Кто тут Евгений, кажется, тоже понятно: «…будто Лева, как Евгений, станцует нам сейчас свое па-де-де, пластически выражающее тоску по Параше (Фаине)…» Да и эпиграф напоминает: «На звере мраморном верхом… Сидел… Евгений…»
Но тот Евгений, потеряв любимую после разгула стихии, восставал («Глаза подернулись туманом, По сердцу пламень пробежал, Вскипела кровь. Он мрачен стал Пред горделивым истуканом»), грозил Медному Всаднику: «Ужо тебе!..» и лишь потом смирялся – и погибал. Этот, оказавшись в той же позе на льве («Ни в коем случае не сидел Евгений на этом льве! “На звере мраморном!” Пушкин всегда точен в таких вещах… Ну, какой же это мраморный? Когда он был мраморным? Это же литье!»), видит мальчишку-милиционера и, охваченный ужасом, сразу обращается в бегство.
«Унизительно ведь так бежать. Какое тут достоинство или личность… Ничего не было. Было только одно – убежать… Он ведь не только сам бежал, не от страха убегал: куда же это он мог из страха выбежать? Он с ним, в нем бежал, мчался в нем под парусами ужаса, как темная в ночи лодка, гонимая ветром власти».

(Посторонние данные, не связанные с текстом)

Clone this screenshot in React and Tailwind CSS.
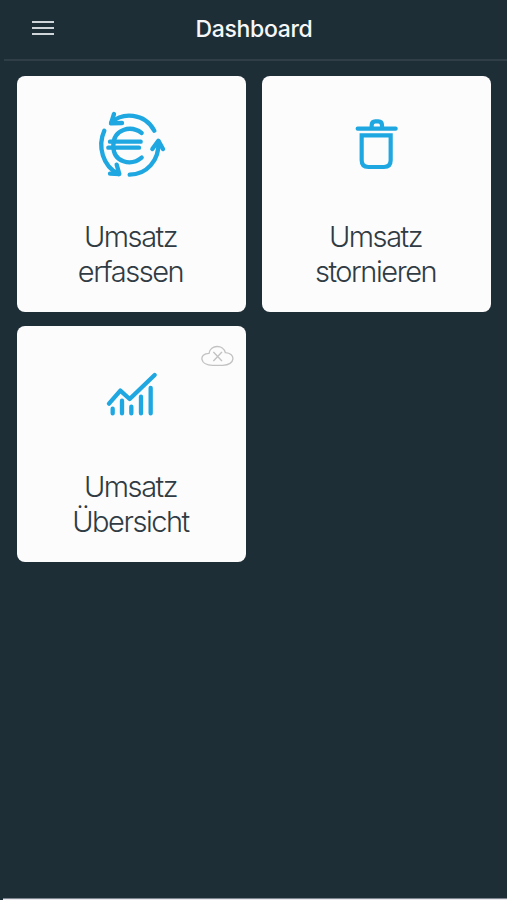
function EuroIcon() {
  return (
    <svg className="size-[85px]" viewBox="-3 0 255 255" fill="none" stroke="#1ea7e1" strokeWidth="13" strokeLinecap="round" strokeLinejoin="round">
      <path d="M64 68C96 37 163 37 193 92" />
      <path d="M72 42 63 70 96 69" />
      <path d="M43 92C22 139 38 199 86 222" />
      <path d="M60 221 88 222 80 194" />
      <path d="M119 224C168 224 209 183 205 125" />
      <path d="M187 147 205 122 219 147" />
      <path d="M155 99C123 75 70 86 70 137S123 199 155 173" />
      <path d="M60 125H152M55 143H147" />
    </svg>
  );
}

function TrashIcon() {
  return (
    <svg className="size-[85px]" viewBox="-32 -15 255 255" fill="none" stroke="#1ea7e1" strokeWidth="12.5" strokeLinecap="round">
      <path d="M39 71H153" />
      <path d="M81 68V61Q81 49 92 49H101Q112 49 112 61V68" />
      <path d="M51 91H138V166Q138 186 118 186H71Q51 186 51 166Z" />
    </svg>
  );
}

function ChartIcon() {
  return (
    <svg className="size-[85px]" viewBox="-17 -30 255 255" fill="none" stroke="#1ea7e1" strokeWidth="13" strokeLinecap="round" strokeLinejoin="round">
      <path d="M43 131 77 92 105 117 180 45" />
      <path d="M54 146V160M82 122V160M110 140V160M139 110V160M168 84V160" />
    </svg>
  );
}

function OfflineIcon() {
  return (
    <svg className="absolute top-[19px] right-3 h-[22px] w-[33px]" viewBox="33 75 99 66" fill="none" stroke="#c2c2c2" strokeWidth="4" strokeLinecap="round">
      <path d="M68 136C28 136 26 101 57 100C61 73 101 73 106 98C138 99 137 136 98 136Z" />
      <path d="M71 97 95 122M95 97 71 122" />
    </svg>
  );
}

const tiles = [
  { icon: EuroIcon, lines: ['Umsatz', 'erfassen'] },
  { icon: TrashIcon, lines: ['Umsatz', 'stornieren'] },
  { icon: ChartIcon, lines: ['Umsatz', 'Übersicht'], offline: true },
];

function Tile({ icon: Icon, lines, offline }) {
  return (
    <button className="relative flex h-[236px] flex-col items-center rounded-lg bg-[#fcfcfc] pt-6">
      {offline && <OfflineIcon />}
      <Icon />
      <span className="mt-[34px] pr-[2px] text-[29px] leading-[35px] font-light tracking-[-1.45px] text-[#303b43]">
        {lines[0]}
        <br />
        {lines[1]}
      </span>
    </button>
  );
}

export default function App() {
  return (
    <div className="flex h-[900px] w-[507px] flex-col overflow-hidden bg-[#1e2e37] font-['Inter',sans-serif]">
      <header className="ml-1 grid h-[61px] grid-cols-[1fr_auto_1fr] items-center border-b-2 border-[#2f3e47] pr-1">
        <button className="ml-7 flex w-[22px] flex-col gap-1 pb-1" aria-label="Menü">
          <span className="h-[2px] bg-[#cfd5d8]" />
          <span className="h-[2px] bg-[#cfd5d8]" />
          <span className="h-[2px] bg-[#cfd5d8]" />
        </button>
        <h1 className="pb-[2px] pl-px text-[23px] leading-7 font-medium tracking-[-0.35px] text-[#f5f7f8]">Dashboard</h1>
      </header>
      <main className="grid flex-1 grid-cols-2 content-start gap-x-4 gap-y-[14px] pt-[15px] pr-4 pl-[17px]">
        {tiles.map((tile) => (
          <Tile key={tile.lines[1]} {...tile} />
        ))}
      </main>
      <div className="ml-[3px] h-[2px] border-t border-[#7d868e] bg-[#e9e6ee]" />
    </div>
  );
}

Мотив сразу же генерализуется: в «замкнутое пространство страха» превращается вся жизнь героя. «В страхе я находился – в страхе и нахожусь. Ведь страшно то, что я так страшился и чего! Вместо Бога – милиционера бояться! Махнулись… И основной движущей силой его сюжета явился страх. Выбор между унижениями, страх унижения большего… Страх во всем, страх всего…»
В финальной сцене третьей части, перед ликом Медного Всадника, перед внезапным обмороком Левы в спутанных перефразированных пушкинских строчках выплывает то же ключевое слово: «Нева отчалила и уплыла. В кунсткамеру, мой друг… Отчизне посвятим… пора мой друг, пора! Мой страх переживет…».